Some Council members were concerned that the resolution does not state which of the two community representatives elected in 2025 would serve a four-year term and which would serve the two-year term needed to set up the staggered format. Council members also had questions about the 2016 tribal law  that places term limits on the chief and vice chief offices — the law limits those offices to two consecutive four-year terms but does not state how partial terms, like the one Principal Chief Richard Sneed served following his predecessor’s impeachment , figure into that tally. 

“I think there’s a lot of questions that should be answered before we actually put it out for a question,” said Snowbird/Cherokee County Rep.

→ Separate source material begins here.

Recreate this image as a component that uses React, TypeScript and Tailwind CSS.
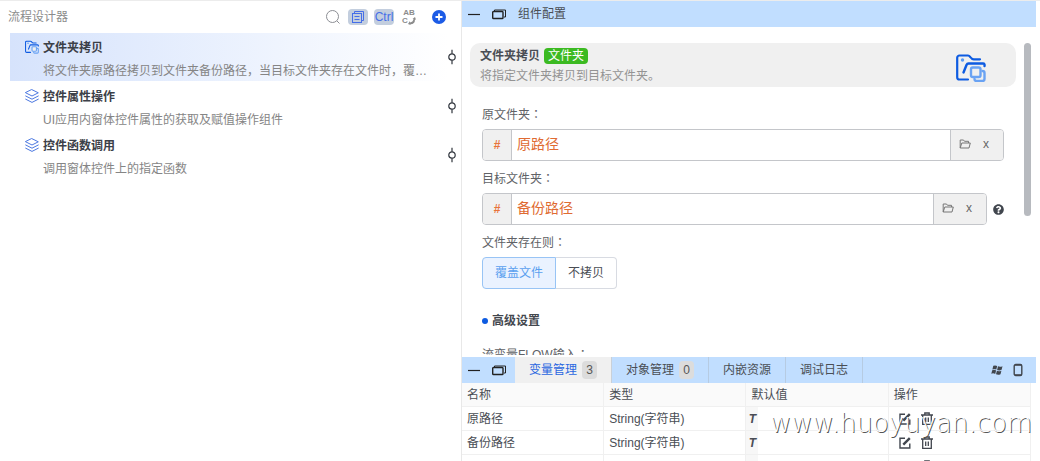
import React, { useState } from 'react';
import { FaQuestionCircle } from 'react-icons/fa';

type Step = {
  title: string;
  desc: string;
  icon: 'folder' | 'layers';
};

const steps: Step[] = [
  {
    title: '文件夹拷贝',
    desc: '将文件夹原路径拷贝到文件夹备份路径，当目标文件夹存在文件时，覆盖文件',
    icon: 'folder',
  },
  { title: '控件属性操作', desc: 'UI应用内窗体控件属性的获取及赋值操作组件', icon: 'layers' },
  { title: '控件函数调用', desc: '调用窗体控件上的指定函数', icon: 'layers' },
];

const tabs = [
  { name: '变量管理', count: 3 },
  { name: '对象管理', count: 0 },
  { name: '内嵌资源' },
  { name: '调试日志' },
];

const variables = [
  { name: '原路径', type: 'String(字符串)' },
  { name: '备份路径', type: 'String(字符串)' },
  { name: '', type: '' },
];

const FolderCopyIcon = ({ className }: { className: string }) => (
  <svg viewBox="0 0 30 28" fill="none" strokeLinecap="round" strokeLinejoin="round" className={className}>
    <path d="M12 25.500H3.500a2.300 2.300 0 0 1-2.300-2.300V3.800a2.300 2.300 0 0 1 2.300-2.300H12c1 0 1.500.5 2.200 1.500 1 1.500 2 2.300 3.500 2.300H24" stroke="#0d5be1" strokeWidth="2.200" />
    <path d="M7.500 18.500l3-7.500c.4-1 1-1.500 2-1.500h14.500c1.500 0 1.800 1 1.500 2.500" stroke="#0d5be1" strokeWidth="2.400" />
    <circle cx="6.500" cy="6" r="1.700" fill="#5a9bf5" />
    <rect x="15" y="13.500" width="9.500" height="9.500" rx="1.800" fill="#f0f0f0" stroke="#6aa3f3" strokeWidth="2.400" />
    <path d="M26.500 17a2 2 0 0 1 2 2v6a2 2 0 0 1-2 2h-6a2 2 0 0 1-2-2" stroke="#6aa3f3" strokeWidth="2.400" />
  </svg>
);

const LayersIcon = () => (
  <svg viewBox="0 0 14 14" fill="none" stroke="#4c78e0" strokeLinejoin="round" strokeLinecap="round" className="h-3.5 w-3.5">
    <path d="M7 .7 13.300 3.800 7 7 .7 3.800z" />
    <path d="M.7 7l6.300 3.200L13.300 7" />
    <path d="M.7 10.200l6.300 3.200 6.300-3.200" />
  </svg>
);

const CommitIcon = () => (
  <svg viewBox="0 0 8 16" fill="none" stroke="#30353d" strokeWidth="1.200" className="h-4 w-2">
    <circle cx="4" cy="8" r="3.200" />
    <path d="M4 .8v4M4 11.200v4" />
  </svg>
);

const FolderOpenIcon = () => (
  <svg viewBox="0 0 12 10" fill="none" stroke="#777" strokeLinejoin="round" className="h-2.5 w-3">
    <path d="M1.200 9V1h3.300l1 1.300h4V4M1.200 9l1.600-5h8.500L10 9z" />
  </svg>
);

// The colon sits in the middle of its box only in the Traditional Chinese face
const Colon = () => <span className="font-['Noto_Sans_CJK_TC',sans-serif]">：</span>;

const PanelButtons = () => (
  <div className="flex w-[53px] items-center gap-3 pl-1.5">
    <button type="button" aria-label="最小化" className="flex">
      <svg viewBox="0 0 12 12" className="h-3 w-3" stroke="#222" strokeWidth="1.200">
        <path d="M0 6.500h12" />
      </svg>
    </button>
    <button type="button" aria-label="还原" className="flex">
      <svg viewBox="0 0 14 12" fill="none" stroke="#222" className="h-3 w-3.5">
        <path d="M2.500 3.500V2h11v7H12" />
        <rect x=".7" y="3.500" width="10.300" height="7" rx=".8" strokeWidth="1.400" />
      </svg>
    </button>
  </div>
);

const PathField = ({ id, label, value, help }: { id: string; label: string; value: string; help?: boolean }) => {
  const [path, setPath] = useState(value);

  return (
    <div>
      <label htmlFor={id} className="block h-8 leading-[34px]">
        {label}
        <Colon />
      </label>
      <div className="flex items-center">
        <div className="flex h-8 min-w-0 flex-1 overflow-hidden rounded border border-[#c4c6ca]">
          <span className="flex w-[29px] items-center justify-center border-r border-[#c4c6ca] bg-[#f0f0f0] font-bold text-[#e9743a]">
            #
          </span>
          <input
            id={id}
            value={path}
            onChange={(e) => setPath(e.target.value)}
            className="min-w-0 flex-1 bg-white pb-0.5 pl-[5px] text-sm text-[#e06b32] outline-none"
          />
          <div className="flex w-[53px] items-center gap-3 border-l border-[#c4c6ca] bg-[#f0f0f0] pb-0.5 pl-2">
            <button type="button" aria-label="选择文件夹">
              <FolderOpenIcon />
            </button>
            <button type="button" className="text-[#666]" onClick={() => setPath('')}>
              x
            </button>
          </div>
        </div>
        {help && <FaQuestionCircle className="ml-1.5 h-[11px] w-[11px] text-[#41464e]" />}
      </div>
    </div>
  );
};

const FlowPanel = () => (
  <section className="min-w-0">
    <header className="flex h-8 items-center pr-[15px] pl-2 text-[#8c8c8c]">
      <h2 className="flex-1">流程设计器</h2>
      <button type="button" aria-label="搜索" className="mr-2">
        <svg viewBox="0 0 14 14" fill="none" stroke="#8c8e94" className="h-3.5 w-3.5">
          <circle cx="6.500" cy="6.500" r="6" />
          <path d="M11 11l2.500 2.500" />
        </svg>
      </button>
      <button type="button" aria-label="复制" className="mr-1.5 flex h-4 w-5 items-center justify-center rounded-sm bg-[#c3cede]">
        <svg viewBox="0 0 14 14" fill="none" stroke="#456ee8" className="h-3.5 w-3.5">
          <path d="M3.500 3V1.500h9v9H10.500" />
          <rect x="1.500" y="3.500" width="9" height="9" />
          <path d="M3.500 6.500h5M3.500 9.500h5" />
        </svg>
      </button>
      <button type="button" className="mr-2 flex h-4 w-5 items-center justify-center rounded-sm bg-[#c3cede] text-[#456ee8]">
        Ctrl
      </button>
      <button type="button" className="mr-4 flex h-4 w-3.5 flex-col text-[8px] leading-2 font-bold" aria-label="重命名">
        <span>AB</span>
        <span className="flex items-end">
          C
          <svg viewBox="0 0 8 8" fill="#8c8c8c" className="h-2 w-2">
            <path d="M0 7l2-3v1.500Q5 5 5.500 2L4.500 2 7 0l1 2.800-1-.4Q7 7 2.500 7.200V8z" />
          </svg>
        </span>
      </button>
      <button type="button" aria-label="添加">
        <svg viewBox="0 0 14 14" className="h-3.5 w-3.5">
          <circle cx="7" cy="7" r="7" fill="#1c5be6" />
          <path d="M7 3.500v7M3.500 7h7" stroke="#fff" strokeWidth="1.800" />
        </svg>
      </button>
    </header>

    <ul className="flex flex-col gap-px pr-[5px] pl-2.5">
      {steps.map((step, i) => (
        <li key={step.title} className="flex h-12 items-center">
          <div
            className={
              i === 0
                ? 'flex h-full min-w-0 flex-1 bg-linear-to-r from-[#d6e3fc] to-white pl-[15px]'
                : 'flex h-full min-w-0 flex-1 pl-[15px]'
            }
          >
            <div className="flex h-7 w-[18px] items-center">
              {step.icon === 'folder' ? <FolderCopyIcon className="h-3.5 w-3.5" /> : <LayersIcon />}
            </div>
            <div className="min-w-0 flex-1 pr-4">
              <h3 className="h-7 leading-[30px] font-bold text-[#3c4048]">{step.title}</h3>
              <p className="truncate leading-5 text-[#858585]">{step.desc}</p>
            </div>
          </div>
          <CommitIcon />
        </li>
      ))}
    </ul>
  </section>
);

const ConfigPanel = () => {
  const [mode, setMode] = useState('覆盖文件');

  return (
    <>
      <header className="flex h-[26px] shrink-0 items-center bg-[#c1deff]">
        <PanelButtons />
        <h2 className="pl-[3px]">组件配置</h2>
      </header>
      <div className="mb-0.5 flex min-h-0 flex-1 gap-2 overflow-hidden pt-4 pr-[5px] pl-2">
        <div className="min-w-0 flex-1">
          <div className="flex h-11 items-center rounded-[10px] bg-[#f0f0f0] pr-[30px] pl-2.5">
            <div className="flex-1 pt-0.5">
              <div className="flex h-5 items-center gap-1">
                <h3 className="font-bold">文件夹拷贝</h3>
                <span className="flex h-4 items-center rounded bg-[#3cba22] px-1 text-white">文件夹</span>
              </div>
              <p className="leading-5 text-[#939393]">将指定文件夹拷贝到目标文件夹。</p>
            </div>
            <FolderCopyIcon className="mt-1.5 h-7 w-[30px]" />
          </div>
          <form className="pt-2.5 pr-3 pl-3 text-[#606266]">
            <PathField id="source" label="原文件夹" value="原路径" />
            <PathField id="target" label="目标文件夹" value="备份路径" help />
            <div className="h-8 leading-[34px]">
              文件夹存在则
              <Colon />
            </div>
            <div className="flex h-8">
              {['覆盖文件', '不拷贝'].map((name) => (
                <button
                  key={name}
                  type="button"
                  onClick={() => setMode(name)}
                  className={
                    mode === name
                      ? 'border border-[#98c4f5] bg-[#eaf2ff] px-3 text-[#5aa0ef] first:rounded-l last:rounded-r'
                      : 'border border-[#d8dbe2] px-3 text-[#4a4e55] first:rounded-l first:border-r-0 last:rounded-r last:border-l-0'
                  }
                >
                  {name}
                </button>
              ))}
            </div>
            <h3 className="mt-4 flex h-8 items-center gap-1 font-bold text-[#43474e]">
              <span className="h-1.5 w-1.5 rounded-full bg-[#0d5be1]" />
              高级设置
            </h3>
            <div className="h-8 leading-[34px]">
              流变量FLOW输入
              <Colon />
            </div>
          </form>
        </div>
        <div className="h-[173px] w-[7px] rounded-full bg-[#b7babf]" />
      </div>
    </>
  );
};

const VariablePanel = () => {
  const [active, setActive] = useState(0);

  return (
    <section className="relative h-[104px] shrink-0 overflow-hidden">
      <nav className="flex h-[26px] bg-[#c1deff]">
        <PanelButtons />
        {tabs.map((tab, i) => (
          <button
            key={tab.name}
            type="button"
            onClick={() => setActive(i)}
            className={
              i === active
                ? 'flex items-center gap-[5px] border-r border-[#c9d0d8] bg-[#f0f0f0] px-3.5 text-[#2a67e0]'
                : 'flex items-center gap-[5px] border-r border-[#b6cbe2] px-3.5'
            }
          >
            {tab.name}
            {tab.count !== undefined && (
              <span className="flex h-[18px] w-[15px] items-center justify-center rounded-sm bg-[#dcdcdc] text-[#555]">
                {tab.count}
              </span>
            )}
          </button>
        ))}
        <div className="ml-auto flex items-center gap-2.5 pr-[13px]">
          <svg viewBox="0 0 12 10" fill="#41464e" className="h-2.5 w-3">
            <path d="M2.300.8Q4.300-.1 6.200 1L5.300 4.600Q3.300 3.600 1.400 4.400z" />
            <path d="M7 1.300Q9 2.300 11.500 1.200L10.600 4.800Q8.300 5.900 6.100 4.900z" />
            <path d="M1.200 5.200Q3.200 4.400 5.100 5.400L4.200 8.900Q2.200 7.900.3 8.700z" />
            <path d="M5.900 5.800Q8.100 6.700 10.400 5.700L9.500 9.200Q7.200 10.300 5 9.300z" />
          </svg>
          <svg viewBox="0 0 10 14" fill="none" stroke="#41464e" strokeWidth="1.400" className="h-3.5 w-2.5">
            <rect x="1.200" y="1.500" width="7.600" height="11" rx="1.500" />
            <path d="M2 2h6M2 12h6" />
          </svg>
        </div>
      </nav>
      <div className="pr-[5px]">
        <table className="w-full table-fixed border-separate border-spacing-0 text-left">
          <thead>
            <tr className="h-6 bg-[#fafafa]">
              {['名称', '类型', '默认值', '操作'].map((name) => (
                <th key={name} className="border-r border-b border-[#f0f0f0] p-0 pl-[5px] font-normal">
                  {name}
                </th>
              ))}
            </tr>
          </thead>
          <tbody>
            {variables.map((item, i) => (
              <tr key={i} className="h-6">
                <td className="border-r border-b border-[#f0f0f0] p-0 pl-[5px]">{item.name}</td>
                <td className="border-r border-b border-[#f0f0f0] p-0 pl-[5px]">{item.type}</td>
                <td className="border-r border-b border-[#f0f0f0] p-0">
                  <div className="flex h-[23px] w-3 items-center justify-center bg-[#f7f7f7] font-bold italic">
                    {item.name && 'T'}
                  </div>
                </td>
                <td className="border-r border-b border-[#f0f0f0] p-0 pl-2.5">
                  <div className="flex items-center gap-2.5">
                    <button type="button" aria-label="编辑">
                      <svg viewBox="0 0 12 12" fill="none" stroke="#41464e" strokeWidth="1.400" className="h-3 w-3">
                        <path d="M6 1.200H1v9.800h9.800V6.500" />
                        <path d="M4.300 7.700L10.800 1.200" strokeWidth="2.400" />
                      </svg>
                    </button>
                    <button type="button" aria-label="删除">
                      <svg viewBox="0 0 12 13" fill="none" stroke="#41464e" strokeWidth="1.300" className="h-[13px] w-3">
                        <path d="M0 3h12M3.800 3V1h4.400v2M1.700 3v9.300h8.600V3M4.700 5.500v4.500M7.300 5.500v4.500" />
                      </svg>
                    </button>
                  </div>
                </td>
              </tr>
            ))}
          </tbody>
        </table>
      </div>
      <div className="pointer-events-none absolute top-[50px] right-1 font-['DejaVu_Sans','Liberation_Sans',sans-serif] text-[26px] leading-8 font-extralight whitespace-nowrap text-white [text-shadow:1px_1px_0_#555]">
        www.huoyuyan.com
      </div>
    </section>
  );
};

const App: React.FC = () => {
  return (
    <main className="grid h-screen grid-cols-[89fr_111fr] overflow-hidden border-t border-[#ececec] bg-white pr-1 font-['Liberation_Sans','Noto_Sans_CJK_SC',sans-serif] text-xs text-[#4a4e55]">
      <FlowPanel />
      <section className="flex min-h-0 min-w-0 flex-col border-l border-[#e8e8e8]">
        <ConfigPanel />
        <VariablePanel />
      </section>
    </main>
  );
};

export default App;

Adam Wachacha. 

Members also had questions about how the referendum fit into ongoing efforts to create a tribal constitution  and how it pertained to other election law changes  Tribal Council is poised to consider at its March meeting. 

Other members were uncomfortable with imposing term limits at all. 

“What if we have a chairman that is absolutely wonderful, and we want to keep him, but he’s going to have to go out?” said Painttown Rep. Tommye Saunooke. “You see, that concerns me. When you have good leadership, you want to keep the best, I’d say.”

When Sneed came to the podium, he didn’t offer a position on term limits but said he believed the conversion to staggered, four-year terms was the most significant and needed change proposed in the referendum. 

“The staggered part I think is probably the more important piece,” he said. “You could have a complete turnover of Council and lose all historic and institutional knowledge of the Council. That’s pretty dangerous.”

After voting unanimously to table the resolution, Tribal Council is likely to consider a new version in an upcoming meeting. They have plenty of time to finalize the referendum language. The next chief’s election isn’t until September 2023, and Jumper wants to wait until then to hold the referendum so it will have the best chance of achieving the 51% turnout required to enact the results.